A mature organisation chooses priorities explicitly. This is a governance decision as much as a technical decision.

4. A Practical Framework for Deliberate Trade-Offs

4.1 Classify the Task by Business Characteristics

For each workflow, determine:

  • Urgency: does the user need an immediate answer, or can the output arrive later?

  • Risk: what happens if the output is wrong? Is error cost high or low?

  • Volume: is this a high-volume recurring task or an occasional task?

  • Complexity: does the task require multi-step reasoning and synthesis, or structured transformation?

  • Governance requirement: does the output require traceability, citations, and formal formatting?

This classification makes the trade-offs explicit.

4.2 Map the Task to an Operating Strategy

Once classified:

  • Low-risk, high-volume, high-urgency tasks often require speed and throughput.

  • High-risk, low-volume, lower-urgency tasks often justify deeper reasoning and higher cost.

  • High-volume, low-urgency tasks often benefit from batching for efficiency and reliability.

  • High-stakes tasks often require traceability, structured outputs, and human review.

This mapping is how organisations scale responsibly without uncontrolled spending.

5. Common Failure Modes in Workflow Design

Understanding the system also means recognising predictable design errors.

Failure Mode 1: Using deep reasoning models for routine tasks

This increases cost and latency without meaningful benefit.

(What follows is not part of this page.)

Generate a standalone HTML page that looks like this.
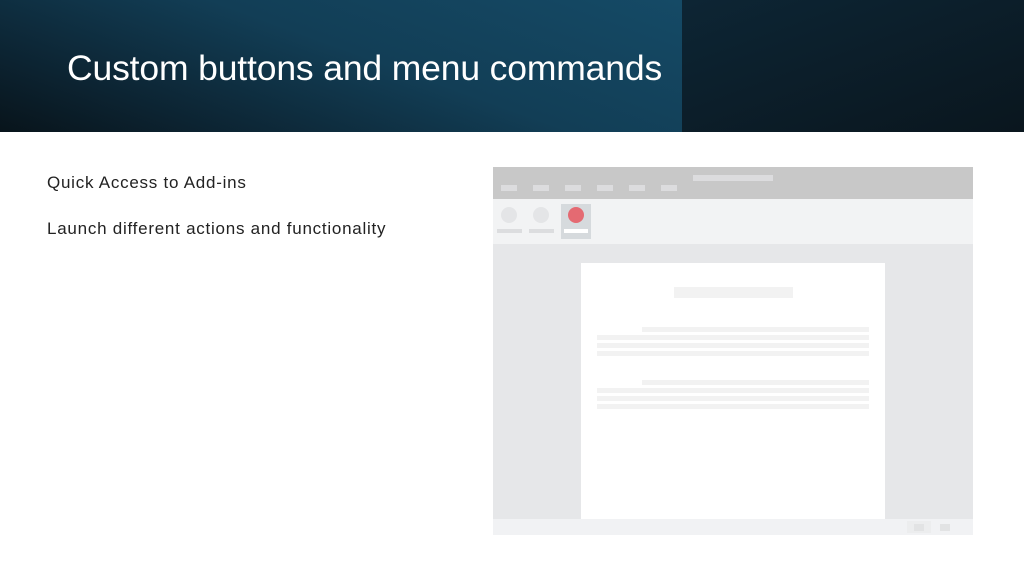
<!DOCTYPE html>
<html><head><meta charset="utf-8"><style>
*{margin:0;padding:0;box-sizing:border-box}
body{width:1024px;height:576px;overflow:hidden;background:#fff;font-family:"Liberation Sans",sans-serif;position:relative}
.a{position:absolute}
#hdr{left:0;top:0;width:1024px;height:132px;background:linear-gradient(160deg,#0f2c3e 0%,#0d2534 50%,#0a161e 100%)}
#hl{left:0;top:0;width:682px;height:132px;background:linear-gradient(200deg,#154a66 0%,#123e56 45%,#0c2331 80%,#08141b 100%)}
h1{position:absolute;left:67px;top:48px;font-weight:normal;font-size:35.5px;color:#fff;white-space:nowrap;letter-spacing:-0.15px}
.t{left:47px;font-size:17px;color:#222;white-space:nowrap;letter-spacing:0.75px}
</style></head><body>
<div id="hdr" class="a"></div>
<div id="hl" class="a"></div>
<h1>Custom buttons and menu commands</h1>
<div class="a t" style="top:173px">Quick Access to Add-ins</div>
<div class="a t" style="top:219px">Launch different actions and functionality</div>

<div class="a" style="left:493px;top:167px;width:480px;height:32px;background:#c8c8c8"></div>
<div class="a" style="left:693px;top:175px;width:80px;height:6px;background:#dcdcde"></div>
<div class="a" style="left:501px;top:185px;width:16px;height:6px;background:#dcdcde"></div>
<div class="a" style="left:533px;top:185px;width:16px;height:6px;background:#dcdcde"></div>
<div class="a" style="left:565px;top:185px;width:16px;height:6px;background:#dcdcde"></div>
<div class="a" style="left:597px;top:185px;width:16px;height:6px;background:#dcdcde"></div>
<div class="a" style="left:629px;top:185px;width:16px;height:6px;background:#dcdcde"></div>
<div class="a" style="left:661px;top:185px;width:16px;height:6px;background:#dcdcde"></div>

<div class="a" style="left:493px;top:199px;width:480px;height:45px;background:#f2f3f4"></div>
<div class="a" style="left:561px;top:204px;width:30px;height:35px;background:#d6dadd"></div>
<div class="a" style="left:501px;top:207px;width:16px;height:16px;border-radius:50%;background:#e4e5e7"></div>
<div class="a" style="left:533px;top:207px;width:16px;height:16px;border-radius:50%;background:#e4e5e7"></div>
<div class="a" style="left:568px;top:207px;width:16px;height:16px;border-radius:50%;background:#e46a72"></div>
<div class="a" style="left:497px;top:229px;width:25px;height:4px;background:#dcdddf"></div>
<div class="a" style="left:529px;top:229px;width:25px;height:4px;background:#dcdddf"></div>
<div class="a" style="left:564px;top:229px;width:24px;height:4px;background:#fff"></div>

<div class="a" style="left:493px;top:244px;width:480px;height:275px;background:#e6e7e9"></div>
<div class="a" style="left:581px;top:263px;width:304px;height:256px;background:#fff"></div>
<div class="a" style="left:674px;top:287px;width:119px;height:11px;background:#f2f2f2"></div>
<div class="a" style="left:642px;top:327px;width:227px;height:5px;background:#f2f2f2"></div>
<div class="a" style="left:597px;top:335px;width:272px;height:5px;background:#f2f2f2"></div>
<div class="a" style="left:597px;top:343px;width:272px;height:5px;background:#f2f2f2"></div>
<div class="a" style="left:597px;top:351px;width:272px;height:5px;background:#f2f2f2"></div>
<div class="a" style="left:642px;top:380px;width:227px;height:5px;background:#f2f2f2"></div>
<div class="a" style="left:597px;top:388px;width:272px;height:5px;background:#f2f2f2"></div>
<div class="a" style="left:597px;top:396px;width:272px;height:5px;background:#f2f2f2"></div>
<div class="a" style="left:597px;top:404px;width:272px;height:5px;background:#f2f2f2"></div>

<div class="a" style="left:493px;top:519px;width:480px;height:16px;background:#f1f2f4"></div>
<div class="a" style="left:907px;top:521px;width:24px;height:12px;background:#ecedee"></div>
<div class="a" style="left:914px;top:524px;width:10px;height:7px;background:#e2e3e4"></div>
<div class="a" style="left:940px;top:524px;width:10px;height:7px;background:#e2e3e4"></div>
</body></html>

It also reduces throughput for everyone.

Failure Mode 2: Forcing real-time processing for high-volume non-urgent work

This creates traffic spikes, queueing, and rate limit problems, reducing reliability.

Failure Mode 3: Optimising cost by cutting context without improving retrieval

This reduces grounding and increases errors, which can increase rework and introduce risk.

Failure Mode 4: Ignoring throughput during pilot design

A workflow may appear successful in a pilot group but collapse during organisation-wide rollout due to concurrency and load.

Stage 3 prepares teams to avoid these failure modes by designing from first principles.